*TASK TO CARRY OUT:*
Copy out the data exactly, leaving the pictures behind.

* begin *

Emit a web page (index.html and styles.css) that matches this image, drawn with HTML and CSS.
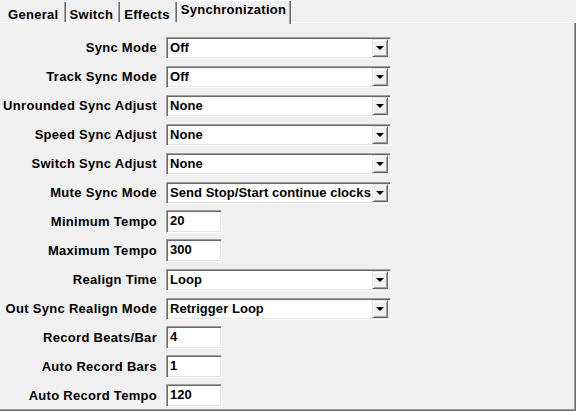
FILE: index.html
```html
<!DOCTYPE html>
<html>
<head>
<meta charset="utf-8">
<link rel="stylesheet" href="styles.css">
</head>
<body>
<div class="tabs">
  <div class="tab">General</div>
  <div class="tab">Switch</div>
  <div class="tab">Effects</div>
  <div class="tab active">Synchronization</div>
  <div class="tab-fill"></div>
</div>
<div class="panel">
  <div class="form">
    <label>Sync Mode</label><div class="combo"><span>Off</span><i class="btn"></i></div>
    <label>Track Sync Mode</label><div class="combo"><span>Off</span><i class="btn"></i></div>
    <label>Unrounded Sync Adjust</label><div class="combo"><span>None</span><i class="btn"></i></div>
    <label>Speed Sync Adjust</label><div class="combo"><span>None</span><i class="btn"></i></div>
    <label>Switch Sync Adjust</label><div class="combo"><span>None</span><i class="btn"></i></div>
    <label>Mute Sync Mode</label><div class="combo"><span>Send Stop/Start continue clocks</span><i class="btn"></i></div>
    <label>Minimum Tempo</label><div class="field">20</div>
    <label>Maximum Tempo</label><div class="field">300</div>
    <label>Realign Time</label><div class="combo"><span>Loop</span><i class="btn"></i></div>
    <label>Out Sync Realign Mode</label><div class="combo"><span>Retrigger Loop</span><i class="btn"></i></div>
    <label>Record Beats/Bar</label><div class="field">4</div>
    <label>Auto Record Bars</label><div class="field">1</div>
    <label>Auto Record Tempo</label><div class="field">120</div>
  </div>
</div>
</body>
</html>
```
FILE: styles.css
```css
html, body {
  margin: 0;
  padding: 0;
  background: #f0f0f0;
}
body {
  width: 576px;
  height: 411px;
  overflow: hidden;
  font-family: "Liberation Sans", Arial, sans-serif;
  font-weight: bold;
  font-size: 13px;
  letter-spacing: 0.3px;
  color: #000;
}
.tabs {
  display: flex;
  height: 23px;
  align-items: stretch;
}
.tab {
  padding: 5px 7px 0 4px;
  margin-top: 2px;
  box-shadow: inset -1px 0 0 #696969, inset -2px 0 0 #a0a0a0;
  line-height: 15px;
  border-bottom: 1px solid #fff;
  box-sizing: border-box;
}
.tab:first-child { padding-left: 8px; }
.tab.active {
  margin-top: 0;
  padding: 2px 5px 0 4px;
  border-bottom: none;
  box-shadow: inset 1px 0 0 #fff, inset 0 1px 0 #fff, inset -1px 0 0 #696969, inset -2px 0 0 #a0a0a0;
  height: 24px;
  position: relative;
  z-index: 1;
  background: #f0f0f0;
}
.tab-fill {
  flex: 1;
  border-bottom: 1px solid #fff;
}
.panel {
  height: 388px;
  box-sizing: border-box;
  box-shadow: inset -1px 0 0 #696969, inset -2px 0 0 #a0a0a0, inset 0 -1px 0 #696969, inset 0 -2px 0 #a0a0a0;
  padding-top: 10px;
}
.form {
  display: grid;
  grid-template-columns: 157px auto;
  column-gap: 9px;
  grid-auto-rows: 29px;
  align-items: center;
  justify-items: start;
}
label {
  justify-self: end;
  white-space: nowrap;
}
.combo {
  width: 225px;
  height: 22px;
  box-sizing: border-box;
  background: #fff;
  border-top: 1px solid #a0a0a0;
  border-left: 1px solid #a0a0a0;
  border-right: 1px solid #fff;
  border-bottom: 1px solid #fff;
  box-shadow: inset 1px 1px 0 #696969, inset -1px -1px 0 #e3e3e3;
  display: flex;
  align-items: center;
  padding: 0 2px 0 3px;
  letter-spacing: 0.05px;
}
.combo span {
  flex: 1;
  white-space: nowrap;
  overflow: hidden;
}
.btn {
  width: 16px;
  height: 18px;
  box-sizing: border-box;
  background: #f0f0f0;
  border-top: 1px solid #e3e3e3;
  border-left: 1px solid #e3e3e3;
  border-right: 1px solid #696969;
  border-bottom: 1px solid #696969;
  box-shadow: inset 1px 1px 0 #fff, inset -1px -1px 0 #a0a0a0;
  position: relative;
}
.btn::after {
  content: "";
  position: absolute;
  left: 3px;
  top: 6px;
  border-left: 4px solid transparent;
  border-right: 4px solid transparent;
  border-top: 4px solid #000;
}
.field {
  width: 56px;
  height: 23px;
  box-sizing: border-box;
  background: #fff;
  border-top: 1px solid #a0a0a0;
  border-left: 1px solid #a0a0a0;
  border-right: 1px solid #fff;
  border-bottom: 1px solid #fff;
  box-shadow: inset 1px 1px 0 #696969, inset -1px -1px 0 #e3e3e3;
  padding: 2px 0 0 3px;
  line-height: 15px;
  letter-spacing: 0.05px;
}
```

* end *

*CORRECT RESULT:*
Emit a web page (index.html and styles.css) that matches this image, drawn with HTML and CSS.
FILE: index.html
```html
<!DOCTYPE html>
<html>
<head>
<meta charset="utf-8">
<link rel="stylesheet" href="styles.css">
</head>
<body>
<div class="tabs">
  <div class="tab">General</div>
  <div class="tab">Switch</div>
  <div class="tab">Effects</div>
  <div class="tab active">Synchronization</div>
  <div class="tab-fill"></div>
</div>
<div class="panel">
  <div class="form">
    <label>Sync Mode</label><div class="combo"><span>Off</span><i class="btn"></i></div>
    <label>Track Sync Mode</label><div class="combo"><span>Off</span><i class="btn"></i></div>
    <label>Unrounded Sync Adjust</label><div class="combo"><span>None</span><i class="btn"></i></div>
    <label>Speed Sync Adjust</label><div class="combo"><span>None</span><i class="btn"></i></div>
    <label>Switch Sync Adjust</label><div class="combo"><span>None</span><i class="btn"></i></div>
    <label>Mute Sync Mode</label><div class="combo"><span>Send Stop/Start continue clocks</span><i class="btn"></i></div>
    <label>Minimum Tempo</label><div class="field">20</div>
    <label>Maximum Tempo</label><div class="field">300</div>
    <label>Realign Time</label><div class="combo"><span>Loop</span><i class="btn"></i></div>
    <label>Out Sync Realign Mode</label><div class="combo"><span>Retrigger Loop</span><i class="btn"></i></div>
    <label>Record Beats/Bar</label><div class="field">4</div>
    <label>Auto Record Bars</label><div class="field">1</div>
    <label>Auto Record Tempo</label><div class="field">120</div>
  </div>
</div>
</body>
</html>
```
FILE: styles.css
```css
html, body {
  margin: 0;
  padding: 0;
  background: #f0f0f0;
}
body {
  width: 576px;
  height: 411px;
  overflow: hidden;
  font-family: "Liberation Sans", Arial, sans-serif;
  font-weight: bold;
  font-size: 13px;
  letter-spacing: 0.3px;
  color: #000;
}
.tabs {
  display: flex;
  height: 23px;
  align-items: stretch;
}
.tab {
  padding: 5px 7px 0 4px;
  margin-top: 2px;
  box-shadow: inset -1px 0 0 #696969, inset -2px 0 0 #a0a0a0;
  line-height: 15px;
  border-bottom: 1px solid #fff;
  box-sizing: border-box;
}
.tab:first-child { padding-left: 8px; }
.tab.active {
  margin-top: 0;
  padding: 2px 5px 0 4px;
  border-bottom: none;
  box-shadow: inset 1px 0 0 #fff, inset 0 1px 0 #fff, inset -1px 0 0 #696969, inset -2px 0 0 #a0a0a0;
  height: 24px;
  position: relative;
  z-index: 1;
  background: #f0f0f0;
}
.tab-fill {
  flex: 1;
  border-bottom: 1px solid #fff;
}
.panel {
  height: 388px;
  box-sizing: border-box;
  box-shadow: inset -1px 0 0 #696969, inset -2px 0 0 #a0a0a0, inset 0 -1px 0 #696969, inset 0 -2px 0 #a0a0a0;
  padding-top: 10px;
}
.form {
  display: grid;
  grid-template-columns: 157px auto;
  column-gap: 9px;
  grid-auto-rows: 29px;
  align-items: center;
  justify-items: start;
}
label {
  justify-self: end;
  white-space: nowrap;
}
.combo {
  width: 225px;
  height: 22px;
  box-sizing: border-box;
  background: #fff;
  border-top: 1px solid #a0a0a0;
  border-left: 1px solid #a0a0a0;
  border-right: 1px solid #fff;
  border-bottom: 1px solid #fff;
  box-shadow: inset 1px 1px 0 #696969, inset -1px -1px 0 #e3e3e3;
  display: flex;
  align-items: center;
  padding: 0 2px 0 3px;
  letter-spacing: 0.05px;
}
.combo span {
  flex: 1;
  white-space: nowrap;
  overflow: hidden;
}
.btn {
  width: 16px;
  height: 18px;
  box-sizing: border-box;
  background: #f0f0f0;
  border-top: 1px solid #e3e3e3;
  border-left: 1px solid #e3e3e3;
  border-right: 1px solid #696969;
  border-bottom: 1px solid #696969;
  box-shadow: inset 1px 1px 0 #fff, inset -1px -1px 0 #a0a0a0;
  position: relative;
}
.btn::after {
  content: "";
  position: absolute;
  left: 3px;
  top: 6px;
  border-left: 4px solid transparent;
  border-right: 4px solid transparent;
  border-top: 4px solid #000;
}
.field {
  width: 56px;
  height: 23px;
  box-sizing: border-box;
  background: #fff;
  border-top: 1px solid #a0a0a0;
  border-left: 1px solid #a0a0a0;
  border-right: 1px solid #fff;
  border-bottom: 1px solid #fff;
  box-shadow: inset 1px 1px 0 #696969, inset -1px -1px 0 #e3e3e3;
  padding: 2px 0 0 3px;
  line-height: 15px;
  letter-spacing: 0.05px;
}
```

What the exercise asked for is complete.